Landau's Oscar was perhaps a surprise (most people, including the man himself, thinking that Samuel L Jackson would win for Pulp Fiction, but he doesn't let the exceptional, subtle, prosthetic make up do the work for him. Landau entirely disappears, and Bela Lugosi comes back to life in front of us. His performance is by turns droll, caustic, and heartbreaking, and he fully deserved his award.

Shooting in black and white, Burton lovingly recreates Hollywood's late 1950's poverty row. The period detail is spot on, and Burton exhibits an understanding of composition that his subject never really showed evidence of having on a consistent basis. The lighting is beautiful here, particularly in a noirish scene in which a dragged up Ed meets his hero, Orson Welles, in a bar, and Burton recreates many of Ed's most memorable images, sometimes capturing them better than the original auteur ever could (the scene from Glen or Glenda in which Dolores Fuller hands Ed her angora sweater here achieves the emotion that Ed was likely aiming for).

As well as being beautiful, and an engaging character study, Ed Wood is a consistently funny film - you can't make a film about people this odd and have it not be funny. Ed's enthusiasm, can do attitude and relentless focus on the positive provides many laughs, as do cameos from the likes of Jeffrey Jones, Lisa Marie (Burton's then girlfriend, playing Vampira) and Bill Murray (hilariously deadpan as transsexual Plan 9 player Bunny Breckinridge).

Most of all though, for me, Ed Wood is a love letter to cinema, and to people who love cinema, as Ed Wood undoubtedly did. It does a great service in bringing at least some of Ed's remarkable story to light, but it more than stands alone, as one of the great American studio films of the 90's, and surely Tim Burton's finest hour. Double bill it with Plan 9.

Standout Scenes

Wood shoots his magnum opus in this hilarious scene.


Wood deals with an irascible (and drunk) Bela Lugosi, and an octopus with no motor.

Memorable Lines
Edward D. Wood, Jr.: I like to dress in women's clothing.
Georgie Weiss: You're a fruit?
Edward D. Wood, Jr.: No, not at all. I love women. Wearing their clothes makes me feel closer to them.
Georgie Weiss: You're not a fruit?
Edward D. Wood, Jr.: No, I'm all man. I even fought in W.W.2. Of course, I was wearing women's undergarments under my uniform.

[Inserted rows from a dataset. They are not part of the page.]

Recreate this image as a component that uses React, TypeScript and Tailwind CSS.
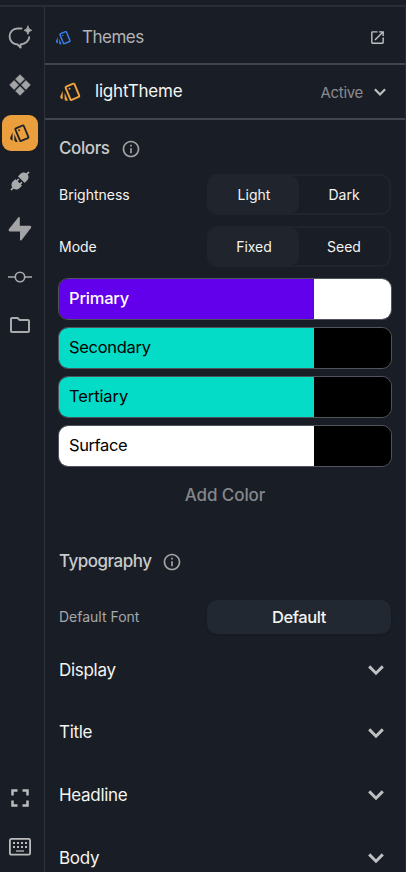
import React from "react";
import { MdOutlineStyle, MdOpenInNew, MdOutlineFolder, MdFullscreen, MdInfoOutline } from "react-icons/md";
import { AiFillApi } from "react-icons/ai";

function Chevron({ size }: { size: number }) {
  return (
    <svg width={size} height={size} viewBox="0 0 16 16" fill="none" stroke="#bfc0c2" strokeWidth="2.9">
      <path d="M1.2 4.4L8 11.2l6.8-6.8" />
    </svg>
  );
}

function AgentIcon() {
  return (
    <svg width="26" height="26" viewBox="0 0 26 26" fill="none" stroke="#a9aaaa" strokeWidth="1.9" strokeLinecap="round" strokeLinejoin="round">
      <path d="M14.500 4.500H10.500C5.800 4.500 2.600 8.200 2.600 12.500C2.600 17.200 6.300 20.300 10.600 20.500L13.600 23.500V20.500C18.600 20 22 16.800 22.200 13.200" />
      <path d="M20.900 2.200Q21.400 5.700 24.700 6.300Q21.400 6.900 20.900 10.400Q20.400 6.900 17.100 6.300Q20.400 5.700 20.900 2.200z" fill="#a9aaaa" strokeWidth="0.900" />
    </svg>
  );
}

function DiamondsIcon() {
  return (
    <svg width="22" height="22" viewBox="0 0 22 22" fill="#a3a4a5" stroke="#a3a4a5" strokeWidth="0.8" strokeLinejoin="round">
      <path d="M11 .7l4.4 4.4L11 9.500 6.600 5.100zM5.100 6.600l4.400 4.400-4.400 4.400L.7 11zM16.900 6.600l4.400 4.400-4.400 4.400-4.400-4.400zM11 12.500l4.400 4.400-4.400 4.400-4.400-4.400z" />
    </svg>
  );
}

function BoltIcon() {
  return (
    <svg width="24" height="24" viewBox="0 0 24 24" fill="#a3a4a5">
      <path d="M11.8.7v8.1h10.4q1.7.5.7 2.1L13.7 23q-1.5 1.400-1.700-.4v-8.200H1.800q-1.800-.6-.8-2.300L10.200.4q1.300-1 1.600.3z" />
    </svg>
  );
}

function CommitIcon() {
  return (
    <svg width="24" height="24" viewBox="0 0 24 24" fill="none" stroke="#a9aaab" strokeWidth="1.6">
      <circle cx="12" cy="12" r="4.7" />
      <path d="M0 12h7.300M16.700 12H24" />
    </svg>
  );
}

function KeyboardIcon() {
  return (
    <svg width="22" height="18" viewBox="0 0 22 18" fill="none" stroke="#bbbcbd" strokeWidth="1.8">
      <rect x=".9" y=".9" width="20.200" height="15.800" rx="1.500" />
      <path d="M4 5h14M4 9h14" strokeWidth="2" strokeDasharray="2 2" />
      <path d="M7 13h8" strokeWidth="1.300" />
    </svg>
  );
}

function Toggle({ left, right }: { left: string; right: string }) {
  return (
    <div className="flex h-[41px] w-[184px] rounded-[10px] border-2 border-[#20242c] text-[14px] text-[#f4f4f1]">
      <div className="flex w-[90px] items-center justify-center rounded-[8px] bg-[#20242c]">{left}</div>
      <div className="flex flex-1 items-center justify-center">{right}</div>
    </div>
  );
}

function Swatch({ name, className, side }: { name: string; className: string; side: string }) {
  return (
    <div className="flex h-[42px] w-[334px] overflow-hidden rounded-[10px] border border-[#50545d]">
      <div className={`flex w-[255px] items-center pb-px pl-[10px] text-[16.5px] ${className}`}>{name}</div>
      <div className={`flex-1 ${side}`} />
    </div>
  );
}

export default function App() {
  return (
    <div className="h-[872px] w-[406px] overflow-hidden bg-[#191d25] pt-[5px] font-['Inter',sans-serif] leading-none">
      <div className="flex h-[867px] border-t-2 border-[#2a2d35]">
        <aside className="flex w-[45px] shrink-0 flex-col justify-between border-r border-[#2f3239] pr-[5px] pt-[6px] pb-[6px] text-[#a9aaab]">
          <div className="flex flex-col items-center">
            {[
              <AgentIcon />,
              <DiamondsIcon />,
              <span className="flex size-9 items-center justify-center rounded-[9px] bg-[#ea9f3c] text-[#20222a]"><MdOutlineStyle size={22} /></span>,
              <AiFillApi size={24} />,
              <BoltIcon />,
              <CommitIcon />,
              <MdOutlineFolder size={24} />,
            ].map((icon, i) => <div key={i} className="flex h-12 items-center justify-center">{icon}</div>)}
          </div>
          <div className="flex flex-col items-center text-[#bbbcbd]">
            <div className="flex h-[60px] items-center"><MdFullscreen size={30} /></div>
            <div className="flex h-[38px] items-center"><KeyboardIcon /></div>
          </div>
        </aside>
        <main className="w-[361px] border-r border-[#2a2d35]">
          <header className="flex h-[58px] items-center border-b-2 border-[#42454c] pl-[10px] pr-[19px] pt-1">
            <MdOutlineStyle size={17} color="#3b82ee" />
            <h1 className="ml-[10px] flex-1 text-[17px] tracking-[-0.5px] text-[#b3b4b6]">Themes</h1>
            <MdOpenInNew size={17} color="#bfc0c2" />
          </header>
          <div className="flex h-[55px] items-center border-b-2 border-[#42454c] pl-[14px] pr-[19px]">
            <MdOutlineStyle size={23} color="#f2a33c" />
            <span className="ml-[13px] flex-1 text-[17px] tracking-[-0.2px] text-[#f4f4f1]">lightTheme</span>
            <span className="mr-[11px] mt-px text-[15px] tracking-[-0.3px] text-[#898b90]">Active</span>
            <Chevron size={12} />
          </div>
          <div className="pl-[14px] pr-[14px]">
            <div className="flex h-[54px] items-center gap-[11px] pt-[3px] text-[17px] font-medium tracking-[-0.4px] text-[#c9cacb]">Colors <MdInfoOutline size={20} color="#a4a4a4" /></div>
            <div className="flex items-center justify-between text-[14px] text-[#f4f4f1]">Brightness <Toggle left="Light" right="Dark" /></div>
            <div className="mt-[11px] flex items-center justify-between text-[14px] text-[#f4f4f1]">Mode <Toggle left="Fixed" right="Seed" /></div>
            <div className="-ml-px mt-[11px] flex flex-col gap-[7px]">
              <Swatch name="Primary" className="bg-[#6300eb] font-medium tracking-[-0.2px] text-white" side="bg-white" />
              <Swatch name="Secondary" className="bg-[#04dcc8] tracking-[-0.3px] text-black" side="bg-black" />
              <Swatch name="Tertiary" className="bg-[#04dcc8] tracking-[-0.1px] text-black" side="bg-black" />
              <Swatch name="Surface" className="bg-white tracking-[-0.4px] text-black" side="bg-black" />
            </div>
            <div className="flex h-[57px] items-center justify-center text-[17px] font-medium tracking-[-0.1px] text-[#85878c]">Add Color</div>
            <div className="mt-[17px] flex h-[41px] items-center gap-[10px] text-[17px] font-medium tracking-[-0.5px] text-[#c9cacb]">Typography <MdInfoOutline size={20} color="#a4a4a4" /></div>
            <div className="mt-[18px] flex items-center justify-between text-[14px] text-[#a6a8ab]">
              Default Font
              <button className="h-[34px] w-[184px] rounded-[10px] bg-[#222831] text-[16.5px] font-medium tracking-[-0.4px] text-[#f4f4f1] shadow-sm">Default</button>
            </div>
            <div className="mt-[5px]">
              {["Display", "Title", "Headline", "Body"].map((t) => (
                <div key={t} className="flex h-[62.6px] items-center justify-between pr-[7px] text-[17px] tracking-[-0.3px] text-[#f4f4f1]">{t}<Chevron size={16} /></div>
              ))}
            </div>
          </div>
        </main>
      </div>
    </div>
  );
}
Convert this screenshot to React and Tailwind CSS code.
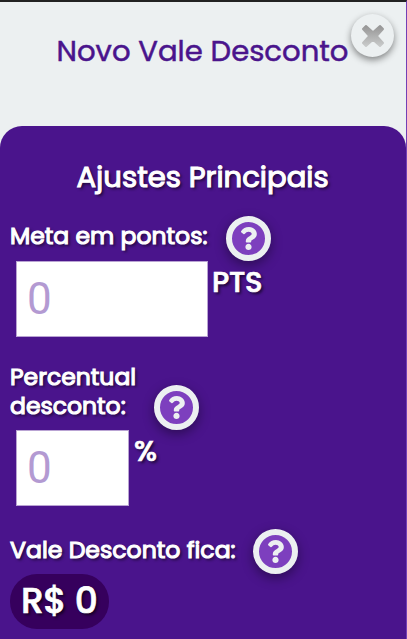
import React from 'react';
import { FaQuestion } from 'react-icons/fa';

function Help() {
  return (
    <button aria-label="Ajuda" className="flex size-[45px] shrink-0 items-center justify-center rounded-full border-[6px] border-[#ecf0f1] bg-[#7d3fbe] text-[#ecf0f1] shadow-[0_4px_12px_rgba(0,0,0,0.4)]">
      <FaQuestion className="size-[23px]" />
    </button>
  );
}

function Field({ className }) {
  return (
    <input
      placeholder="0"
      className={`ml-4 block h-[76px] shrink-0 rounded-none border border-[#b9a3d3] bg-white pl-[10px] font-[Roboto,sans-serif] text-[44px] leading-none font-normal text-[#4a148c] outline-none [-webkit-text-stroke:0px] placeholder:text-[#b39ad2] ${className}`}
    />
  );
}

const shadow = '[text-shadow:2px_2px_3px_rgba(0,0,0,0.65)]';
const bold = 'font-normal [-webkit-text-stroke:1.1px_white]';

export default function App() {
  return (
    <main className="flex h-[639px] w-[407px] flex-col overflow-hidden border-t-2 border-r border-t-[#222222] border-r-[#7340b5] bg-[#ecf0f1] font-[Poppins,sans-serif]">
      <header className="relative h-[123.6px] shrink-0 pt-[28px]">
        <h1 className="ml-[56.5px] text-[29.1px] leading-[42px] font-normal whitespace-nowrap text-[#4a148c] [-webkit-text-stroke:0.5px_#4a148c]">Novo Vale Desconto</h1>
        <button aria-label="Fechar" className="absolute top-[12px] left-[351px] flex size-[43px] items-center justify-center rounded-full bg-[#ecf0f1] shadow-[0_3px_7px_rgba(0,0,0,0.45)]">
          <svg viewBox="0 0 24 24" className="size-6">
            <defs>
              <linearGradient id="close" x1="0" y1="0" x2="0" y2="1">
                <stop offset="0" stopColor="#969696" />
                <stop offset="1" stopColor="#c8caca" />
              </linearGradient>
            </defs>
            <path fill="url(#close)" stroke="url(#close)" strokeWidth="2" strokeLinejoin="round" d="M5 2 12 8.3 19 2 22 5 15.7 12 22 19 19 22 12 15.7 5 22 2 19 8.3 12 2 5Z" />
          </svg>
        </button>
      </header>

      <section className={`flex-1 rounded-t-[22px] bg-[#4a148c] pt-[30px] text-white ${shadow} ${bold}`}>
        <h2 className="ml-[76.5px] pt-[0.6px] text-[29.1px] leading-[41.4px] font-normal whitespace-nowrap">Ajustes Principais</h2>

        <div className="mt-[18px] flex h-[45px] items-start">
          <label className="ml-[10px] w-[215.5px] pt-[3.7px] text-[23.5px] leading-[34px] whitespace-nowrap">Meta em pontos:</label>
          <Help />
        </div>
        <div className="flex h-[76px] items-start">
          <Field className="w-[192px]" />
          <span className="ml-[4px] pt-[0.7px] text-[29px] leading-[42px] font-medium tracking-[-0.3px] [-webkit-text-stroke:0.7px_white]">PTS</span>
        </div>

        <div className="mt-[25px] flex h-[68px] items-end">
          <label className="ml-[10px] w-[144px] self-start pt-[0.4px] text-[23.5px] leading-[29px]">Percentual desconto:</label>
          <Help />
        </div>
        <div className="flex h-[76px] items-start">
          <Field className="w-[113px]" />
          <span className="ml-[5px] pt-[0.7px] text-[29px] leading-[42px] font-medium [-webkit-text-stroke:0.7px_white]">%</span>
        </div>

        <div className="mt-[23px] flex h-[45px] items-start">
          <label className="ml-[10px] w-[243px] pt-[4.4px] text-[23.6px] leading-[34px] whitespace-nowrap">Vale Desconto fica:</label>
          <Help />
        </div>
        <div className="ml-[10px] flex h-[55px] w-[99px] items-center rounded-[27px] bg-[#36005d] pl-[11px] text-[36px] leading-none font-medium tracking-[-0.6px] whitespace-nowrap [-webkit-text-stroke:0.7px_white]">R$ 0</div>
      </section>
    </main>
  );
}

Dolores Fuller: Ed, what's *my* motivation?
Edward D. Wood, Jr.: You're the file clerk. You're running into the next room and you run into Janet.
Dolores Fuller: But are we good friends or is she just a casual acquaintance?
Edward D. Wood, Jr.: Dolores, I have five days to complete this picture. Don't get goofy on me.

Edward D. Wood, Jr.: And cut! Print. We're moving on. That was perfect.
Ed Reynolds: Perfect? Mr. Wood, do you know anything about the art of film production?
Edward D. Wood, Jr.: Well, I like to think so.
Ed Reynolds: That cardboard headstone tipped over. This graveyard is obviously phony.
Edward D. Wood, Jr.: Nobody will ever notice that. Filmmaking is not about the tiny details. It's about the big picture.
Ed Reynolds: The big picture?
Edward D. Wood, Jr.: Yes.
Ed Reynolds: Then how 'bout when the policemen arrived in daylight, but now it's suddenly night?
Edward D. Wood, Jr.: What do you know? Haven't you heard of suspension of disbelief?

Edward D. Wood, Jr.: Why if I had half a chance, I could make an entire movie using this stock footage. The story opens on these mysterious explosions. Nobody knows what's causing them, but it's upsetting all the buffalo. So, the military are called in to solve the mystery.
Editor on Studio Lot: You forgot the octopus.
Edward D. Wood, Jr.: No, no, I'm saving that for my big underwater climax.